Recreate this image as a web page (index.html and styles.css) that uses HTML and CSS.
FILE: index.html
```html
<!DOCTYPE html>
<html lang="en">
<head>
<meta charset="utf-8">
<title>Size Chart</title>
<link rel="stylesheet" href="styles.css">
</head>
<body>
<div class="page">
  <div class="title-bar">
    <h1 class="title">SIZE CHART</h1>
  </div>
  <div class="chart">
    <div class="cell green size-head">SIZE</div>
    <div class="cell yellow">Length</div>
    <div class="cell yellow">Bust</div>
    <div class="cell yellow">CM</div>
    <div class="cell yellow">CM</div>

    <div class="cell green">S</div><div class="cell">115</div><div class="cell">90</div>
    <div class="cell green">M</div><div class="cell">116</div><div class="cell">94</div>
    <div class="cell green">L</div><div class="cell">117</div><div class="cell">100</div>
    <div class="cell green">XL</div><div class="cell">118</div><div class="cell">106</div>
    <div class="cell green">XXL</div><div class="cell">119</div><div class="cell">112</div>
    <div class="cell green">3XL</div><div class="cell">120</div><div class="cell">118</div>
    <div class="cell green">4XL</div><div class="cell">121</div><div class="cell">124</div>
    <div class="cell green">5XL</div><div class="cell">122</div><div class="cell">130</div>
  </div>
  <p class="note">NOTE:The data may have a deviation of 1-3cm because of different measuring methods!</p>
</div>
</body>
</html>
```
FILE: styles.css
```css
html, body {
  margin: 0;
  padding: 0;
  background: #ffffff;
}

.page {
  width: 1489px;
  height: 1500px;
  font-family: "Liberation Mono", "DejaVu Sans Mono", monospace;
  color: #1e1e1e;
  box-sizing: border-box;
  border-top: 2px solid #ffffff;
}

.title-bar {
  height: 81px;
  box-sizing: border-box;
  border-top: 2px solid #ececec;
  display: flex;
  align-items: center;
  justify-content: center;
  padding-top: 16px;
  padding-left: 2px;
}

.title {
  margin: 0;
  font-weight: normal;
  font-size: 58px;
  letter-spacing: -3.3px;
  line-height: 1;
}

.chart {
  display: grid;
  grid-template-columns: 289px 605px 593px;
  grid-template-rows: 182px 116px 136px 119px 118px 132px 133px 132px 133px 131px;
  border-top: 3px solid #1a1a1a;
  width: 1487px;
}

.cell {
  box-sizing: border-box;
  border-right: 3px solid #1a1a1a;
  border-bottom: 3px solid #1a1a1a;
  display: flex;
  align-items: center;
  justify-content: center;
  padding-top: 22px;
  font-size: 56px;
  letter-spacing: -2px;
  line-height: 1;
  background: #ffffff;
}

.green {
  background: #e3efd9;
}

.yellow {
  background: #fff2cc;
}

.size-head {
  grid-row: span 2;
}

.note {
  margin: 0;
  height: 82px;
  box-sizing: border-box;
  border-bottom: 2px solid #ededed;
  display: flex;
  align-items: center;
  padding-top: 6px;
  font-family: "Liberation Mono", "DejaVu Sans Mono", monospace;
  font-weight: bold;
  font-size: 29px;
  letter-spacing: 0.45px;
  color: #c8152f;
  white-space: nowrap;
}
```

__TO DO__: Reproduce the material above without altering a single character.

__EXERCISE SOLUTION__:
Recreate this image as a web page (index.html and styles.css) that uses HTML and CSS.
FILE: index.html
```html
<!DOCTYPE html>
<html lang="en">
<head>
<meta charset="utf-8">
<title>Size Chart</title>
<link rel="stylesheet" href="styles.css">
</head>
<body>
<div class="page">
  <div class="title-bar">
    <h1 class="title">SIZE CHART</h1>
  </div>
  <div class="chart">
    <div class="cell green size-head">SIZE</div>
    <div class="cell yellow">Length</div>
    <div class="cell yellow">Bust</div>
    <div class="cell yellow">CM</div>
    <div class="cell yellow">CM</div>

    <div class="cell green">S</div><div class="cell">115</div><div class="cell">90</div>
    <div class="cell green">M</div><div class="cell">116</div><div class="cell">94</div>
    <div class="cell green">L</div><div class="cell">117</div><div class="cell">100</div>
    <div class="cell green">XL</div><div class="cell">118</div><div class="cell">106</div>
    <div class="cell green">XXL</div><div class="cell">119</div><div class="cell">112</div>
    <div class="cell green">3XL</div><div class="cell">120</div><div class="cell">118</div>
    <div class="cell green">4XL</div><div class="cell">121</div><div class="cell">124</div>
    <div class="cell green">5XL</div><div class="cell">122</div><div class="cell">130</div>
  </div>
  <p class="note">NOTE:The data may have a deviation of 1-3cm because of different measuring methods!</p>
</div>
</body>
</html>
```
FILE: styles.css
```css
html, body {
  margin: 0;
  padding: 0;
  background: #ffffff;
}

.page {
  width: 1489px;
  height: 1500px;
  font-family: "Liberation Mono", "DejaVu Sans Mono", monospace;
  color: #1e1e1e;
  box-sizing: border-box;
  border-top: 2px solid #ffffff;
}

.title-bar {
  height: 81px;
  box-sizing: border-box;
  border-top: 2px solid #ececec;
  display: flex;
  align-items: center;
  justify-content: center;
  padding-top: 16px;
  padding-left: 2px;
}

.title {
  margin: 0;
  font-weight: normal;
  font-size: 58px;
  letter-spacing: -3.3px;
  line-height: 1;
}

.chart {
  display: grid;
  grid-template-columns: 289px 605px 593px;
  grid-template-rows: 182px 116px 136px 119px 118px 132px 133px 132px 133px 131px;
  border-top: 3px solid #1a1a1a;
  width: 1487px;
}

.cell {
  box-sizing: border-box;
  border-right: 3px solid #1a1a1a;
  border-bottom: 3px solid #1a1a1a;
  display: flex;
  align-items: center;
  justify-content: center;
  padding-top: 22px;
  font-size: 56px;
  letter-spacing: -2px;
  line-height: 1;
  background: #ffffff;
}

.green {
  background: #e3efd9;
}

.yellow {
  background: #fff2cc;
}

.size-head {
  grid-row: span 2;
}

.note {
  margin: 0;
  height: 82px;
  box-sizing: border-box;
  border-bottom: 2px solid #ededed;
  display: flex;
  align-items: center;
  padding-top: 6px;
  font-family: "Liberation Mono", "DejaVu Sans Mono", monospace;
  font-weight: bold;
  font-size: 29px;
  letter-spacing: 0.45px;
  color: #c8152f;
  white-space: nowrap;
}
```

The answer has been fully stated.